--- BEGIN Stored data ---

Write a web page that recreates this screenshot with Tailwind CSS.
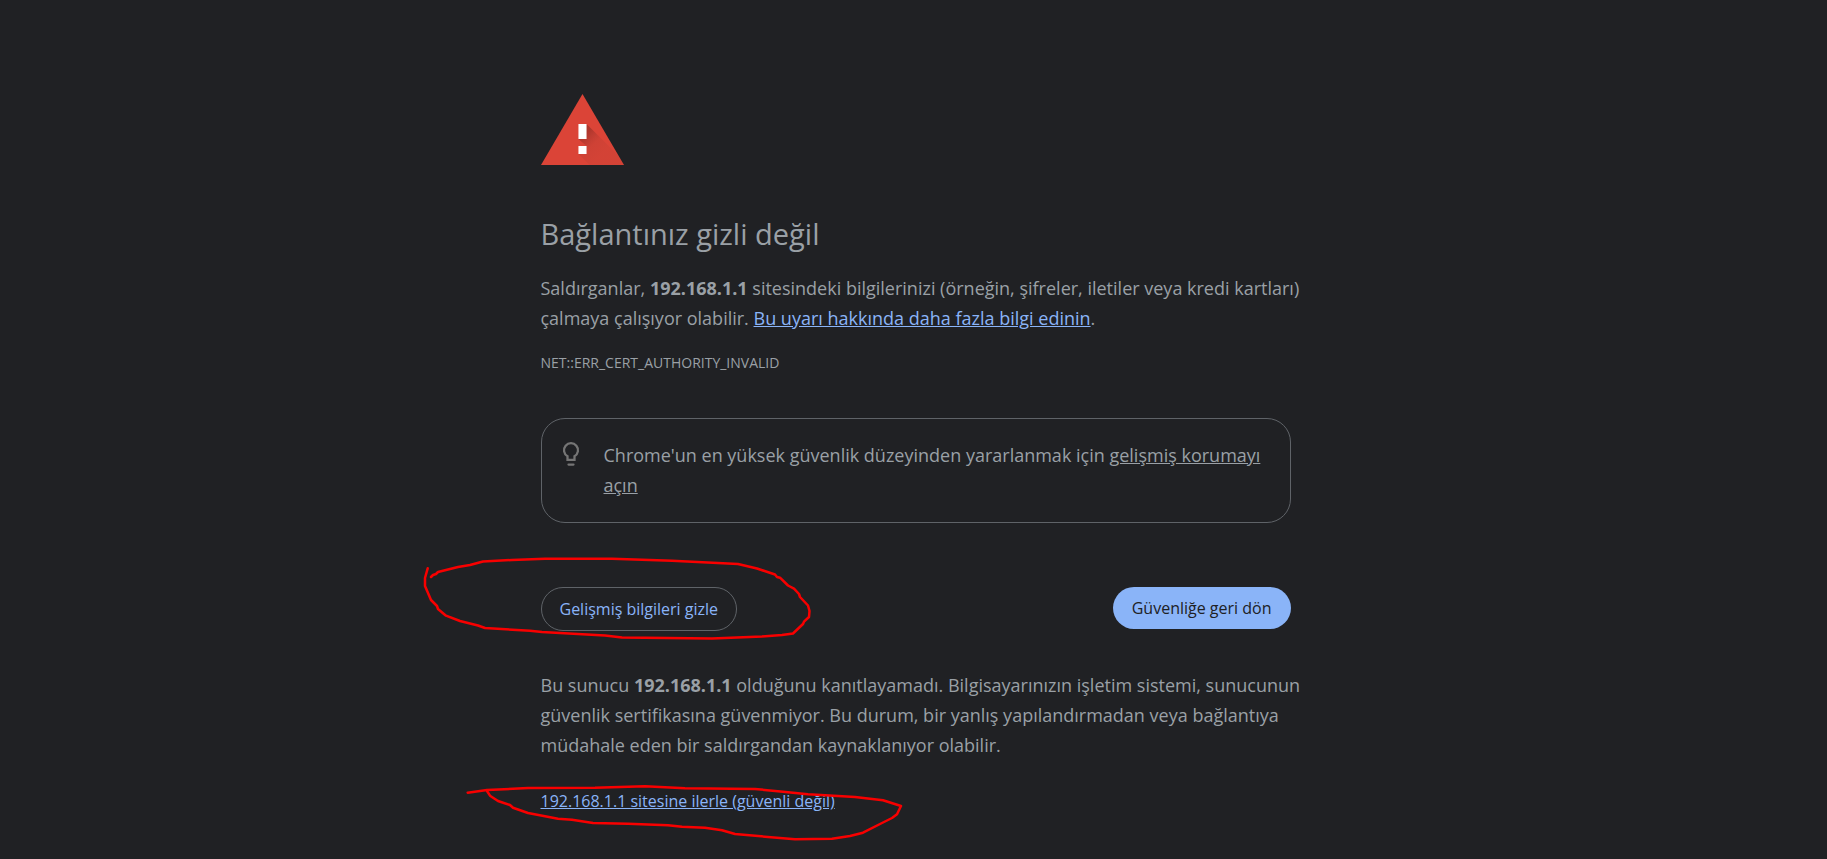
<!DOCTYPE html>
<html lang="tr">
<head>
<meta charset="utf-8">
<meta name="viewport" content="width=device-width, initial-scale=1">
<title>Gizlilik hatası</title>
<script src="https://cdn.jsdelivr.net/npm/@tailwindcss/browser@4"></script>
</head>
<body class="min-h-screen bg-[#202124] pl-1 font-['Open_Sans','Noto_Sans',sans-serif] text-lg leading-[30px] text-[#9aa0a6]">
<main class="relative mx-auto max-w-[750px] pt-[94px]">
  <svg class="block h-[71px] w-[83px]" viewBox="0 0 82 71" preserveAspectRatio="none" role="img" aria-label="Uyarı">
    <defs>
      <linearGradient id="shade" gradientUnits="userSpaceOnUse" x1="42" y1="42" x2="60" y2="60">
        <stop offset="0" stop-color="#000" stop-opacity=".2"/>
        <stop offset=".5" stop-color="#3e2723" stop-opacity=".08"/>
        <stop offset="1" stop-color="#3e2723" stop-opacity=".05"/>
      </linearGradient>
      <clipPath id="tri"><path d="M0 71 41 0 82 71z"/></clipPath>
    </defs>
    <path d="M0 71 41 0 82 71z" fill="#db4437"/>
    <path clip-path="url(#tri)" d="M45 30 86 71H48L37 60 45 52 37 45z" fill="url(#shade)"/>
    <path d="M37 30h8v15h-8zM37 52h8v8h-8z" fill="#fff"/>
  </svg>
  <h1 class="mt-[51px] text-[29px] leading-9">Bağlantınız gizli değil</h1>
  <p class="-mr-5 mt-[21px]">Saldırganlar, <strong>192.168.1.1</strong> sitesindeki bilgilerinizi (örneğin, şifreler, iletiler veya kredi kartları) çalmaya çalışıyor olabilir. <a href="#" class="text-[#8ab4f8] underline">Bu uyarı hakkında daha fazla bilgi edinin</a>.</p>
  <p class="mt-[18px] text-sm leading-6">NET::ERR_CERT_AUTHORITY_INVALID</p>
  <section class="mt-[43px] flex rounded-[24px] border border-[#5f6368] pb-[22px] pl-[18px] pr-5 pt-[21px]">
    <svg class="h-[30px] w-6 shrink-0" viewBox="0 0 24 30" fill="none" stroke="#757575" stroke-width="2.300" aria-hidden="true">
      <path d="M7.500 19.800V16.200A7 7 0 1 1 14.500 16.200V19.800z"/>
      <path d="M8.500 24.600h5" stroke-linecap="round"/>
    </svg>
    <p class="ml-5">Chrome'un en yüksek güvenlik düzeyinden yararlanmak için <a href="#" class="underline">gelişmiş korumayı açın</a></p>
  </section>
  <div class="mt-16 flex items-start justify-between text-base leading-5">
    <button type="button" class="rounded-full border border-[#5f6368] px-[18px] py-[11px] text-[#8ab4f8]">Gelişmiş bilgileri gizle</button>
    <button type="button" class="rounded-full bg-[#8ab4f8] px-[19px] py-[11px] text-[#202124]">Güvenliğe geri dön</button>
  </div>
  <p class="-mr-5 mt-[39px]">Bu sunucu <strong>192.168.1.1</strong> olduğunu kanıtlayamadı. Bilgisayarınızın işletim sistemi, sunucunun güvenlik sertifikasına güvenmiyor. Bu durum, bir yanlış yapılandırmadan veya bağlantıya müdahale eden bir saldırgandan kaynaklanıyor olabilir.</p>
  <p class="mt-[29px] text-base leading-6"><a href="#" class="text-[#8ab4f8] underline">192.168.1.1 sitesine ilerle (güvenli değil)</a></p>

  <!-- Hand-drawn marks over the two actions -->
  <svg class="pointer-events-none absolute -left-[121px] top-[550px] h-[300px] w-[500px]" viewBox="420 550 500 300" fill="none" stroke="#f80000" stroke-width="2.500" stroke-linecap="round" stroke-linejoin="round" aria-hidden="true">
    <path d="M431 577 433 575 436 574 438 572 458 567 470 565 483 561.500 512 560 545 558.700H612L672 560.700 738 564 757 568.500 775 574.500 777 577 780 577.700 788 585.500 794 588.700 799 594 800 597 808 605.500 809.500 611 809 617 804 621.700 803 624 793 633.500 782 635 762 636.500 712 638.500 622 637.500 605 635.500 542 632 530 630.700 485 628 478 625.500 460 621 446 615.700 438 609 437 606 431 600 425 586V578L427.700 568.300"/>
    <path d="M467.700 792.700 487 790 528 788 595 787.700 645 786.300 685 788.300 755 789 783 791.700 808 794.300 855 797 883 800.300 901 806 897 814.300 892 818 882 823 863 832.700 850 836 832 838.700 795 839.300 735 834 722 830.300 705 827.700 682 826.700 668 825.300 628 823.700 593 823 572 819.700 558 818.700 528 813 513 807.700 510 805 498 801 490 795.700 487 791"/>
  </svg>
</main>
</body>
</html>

--- END Stored data ---
--- BEGIN Stored data ---

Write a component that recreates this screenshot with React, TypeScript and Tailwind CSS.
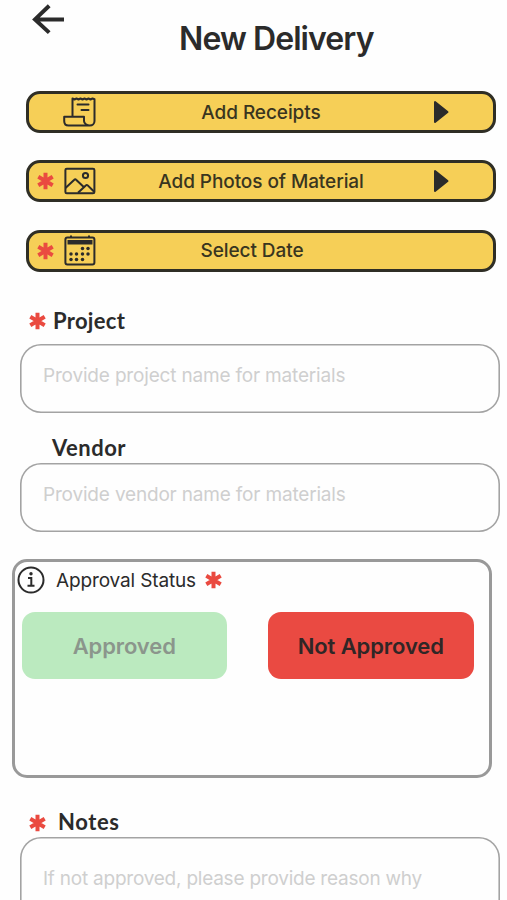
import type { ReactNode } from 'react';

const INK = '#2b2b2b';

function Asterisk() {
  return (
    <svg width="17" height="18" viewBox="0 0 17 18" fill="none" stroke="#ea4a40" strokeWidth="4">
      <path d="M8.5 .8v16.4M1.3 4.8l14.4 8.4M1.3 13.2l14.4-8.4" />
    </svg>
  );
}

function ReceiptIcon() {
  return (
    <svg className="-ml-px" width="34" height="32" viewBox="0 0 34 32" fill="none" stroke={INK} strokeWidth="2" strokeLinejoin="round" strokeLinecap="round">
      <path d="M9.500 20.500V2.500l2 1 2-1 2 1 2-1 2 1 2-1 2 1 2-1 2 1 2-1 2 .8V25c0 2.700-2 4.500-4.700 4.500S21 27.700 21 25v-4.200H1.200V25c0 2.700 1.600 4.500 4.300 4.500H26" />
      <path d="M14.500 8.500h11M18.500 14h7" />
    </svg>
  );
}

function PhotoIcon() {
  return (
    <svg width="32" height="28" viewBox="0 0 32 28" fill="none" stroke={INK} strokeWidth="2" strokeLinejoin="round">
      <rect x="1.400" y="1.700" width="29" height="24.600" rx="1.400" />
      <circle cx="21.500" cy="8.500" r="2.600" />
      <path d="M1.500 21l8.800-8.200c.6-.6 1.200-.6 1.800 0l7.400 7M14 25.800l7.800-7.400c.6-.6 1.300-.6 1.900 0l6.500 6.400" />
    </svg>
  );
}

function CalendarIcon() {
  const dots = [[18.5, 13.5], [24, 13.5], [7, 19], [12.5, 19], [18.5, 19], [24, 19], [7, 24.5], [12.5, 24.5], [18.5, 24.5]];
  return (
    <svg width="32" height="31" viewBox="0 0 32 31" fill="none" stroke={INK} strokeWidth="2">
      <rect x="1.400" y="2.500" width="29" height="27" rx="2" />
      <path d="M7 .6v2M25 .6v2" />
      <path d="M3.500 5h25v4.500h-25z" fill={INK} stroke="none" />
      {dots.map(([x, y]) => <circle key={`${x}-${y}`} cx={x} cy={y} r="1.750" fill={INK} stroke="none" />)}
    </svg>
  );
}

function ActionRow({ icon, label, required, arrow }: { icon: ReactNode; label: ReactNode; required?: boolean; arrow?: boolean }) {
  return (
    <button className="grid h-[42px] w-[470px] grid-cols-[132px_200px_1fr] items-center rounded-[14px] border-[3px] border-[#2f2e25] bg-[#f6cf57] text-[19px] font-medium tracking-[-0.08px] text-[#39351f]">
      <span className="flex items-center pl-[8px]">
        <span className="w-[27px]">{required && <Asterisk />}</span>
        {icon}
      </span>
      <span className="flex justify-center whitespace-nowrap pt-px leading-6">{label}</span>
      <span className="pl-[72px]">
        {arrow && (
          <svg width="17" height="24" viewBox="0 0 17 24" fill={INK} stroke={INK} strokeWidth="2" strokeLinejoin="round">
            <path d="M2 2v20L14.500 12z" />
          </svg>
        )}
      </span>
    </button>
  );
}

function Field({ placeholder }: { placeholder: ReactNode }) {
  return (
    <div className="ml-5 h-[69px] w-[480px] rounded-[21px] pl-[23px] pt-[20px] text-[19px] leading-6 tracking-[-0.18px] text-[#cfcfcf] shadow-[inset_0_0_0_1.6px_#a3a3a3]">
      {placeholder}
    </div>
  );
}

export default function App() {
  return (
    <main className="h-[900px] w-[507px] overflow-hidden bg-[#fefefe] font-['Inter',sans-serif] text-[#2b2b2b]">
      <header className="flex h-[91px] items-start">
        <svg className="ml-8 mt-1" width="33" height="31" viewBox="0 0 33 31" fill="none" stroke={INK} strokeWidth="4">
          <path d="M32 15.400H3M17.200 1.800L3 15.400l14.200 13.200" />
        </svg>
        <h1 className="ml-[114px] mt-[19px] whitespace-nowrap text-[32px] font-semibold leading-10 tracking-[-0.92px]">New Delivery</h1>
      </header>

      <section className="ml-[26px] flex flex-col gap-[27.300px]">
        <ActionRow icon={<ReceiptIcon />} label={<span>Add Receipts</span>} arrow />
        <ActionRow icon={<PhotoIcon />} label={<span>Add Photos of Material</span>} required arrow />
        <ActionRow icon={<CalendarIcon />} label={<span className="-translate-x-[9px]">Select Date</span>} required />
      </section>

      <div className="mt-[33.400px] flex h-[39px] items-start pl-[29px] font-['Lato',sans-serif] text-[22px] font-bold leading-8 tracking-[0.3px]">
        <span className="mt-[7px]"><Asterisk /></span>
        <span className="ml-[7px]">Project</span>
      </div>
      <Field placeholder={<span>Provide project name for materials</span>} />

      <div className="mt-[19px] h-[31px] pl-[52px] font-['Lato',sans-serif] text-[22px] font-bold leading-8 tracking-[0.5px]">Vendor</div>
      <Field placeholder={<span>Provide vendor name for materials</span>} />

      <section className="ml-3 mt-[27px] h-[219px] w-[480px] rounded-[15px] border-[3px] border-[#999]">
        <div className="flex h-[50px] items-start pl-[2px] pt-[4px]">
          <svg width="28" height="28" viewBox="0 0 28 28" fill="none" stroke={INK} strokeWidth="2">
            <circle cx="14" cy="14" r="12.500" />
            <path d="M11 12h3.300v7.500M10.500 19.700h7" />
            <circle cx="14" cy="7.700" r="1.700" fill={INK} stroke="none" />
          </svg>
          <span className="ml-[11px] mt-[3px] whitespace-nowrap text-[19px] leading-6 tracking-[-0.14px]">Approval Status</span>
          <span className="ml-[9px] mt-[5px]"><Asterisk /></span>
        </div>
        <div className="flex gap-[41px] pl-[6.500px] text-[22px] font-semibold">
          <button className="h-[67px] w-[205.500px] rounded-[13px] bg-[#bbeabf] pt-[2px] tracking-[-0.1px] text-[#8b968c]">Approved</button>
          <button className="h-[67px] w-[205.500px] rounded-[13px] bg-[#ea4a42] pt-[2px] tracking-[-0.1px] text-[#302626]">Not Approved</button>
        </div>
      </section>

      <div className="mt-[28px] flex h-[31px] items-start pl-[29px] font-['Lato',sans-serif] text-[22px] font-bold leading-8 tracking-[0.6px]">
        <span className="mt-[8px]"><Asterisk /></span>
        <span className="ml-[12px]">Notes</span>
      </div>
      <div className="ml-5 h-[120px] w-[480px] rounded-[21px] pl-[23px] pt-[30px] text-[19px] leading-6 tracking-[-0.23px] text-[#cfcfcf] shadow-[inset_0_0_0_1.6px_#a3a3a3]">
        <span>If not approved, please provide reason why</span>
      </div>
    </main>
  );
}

--- END Stored data ---

## What you should do
Go through the listing above and list every line that has the word "screenshot".

## Answer to this task
Write a web page that recreates this screenshot with Tailwind CSS.
Write a component that recreates this screenshot with React, TypeScript and Tailwind CSS.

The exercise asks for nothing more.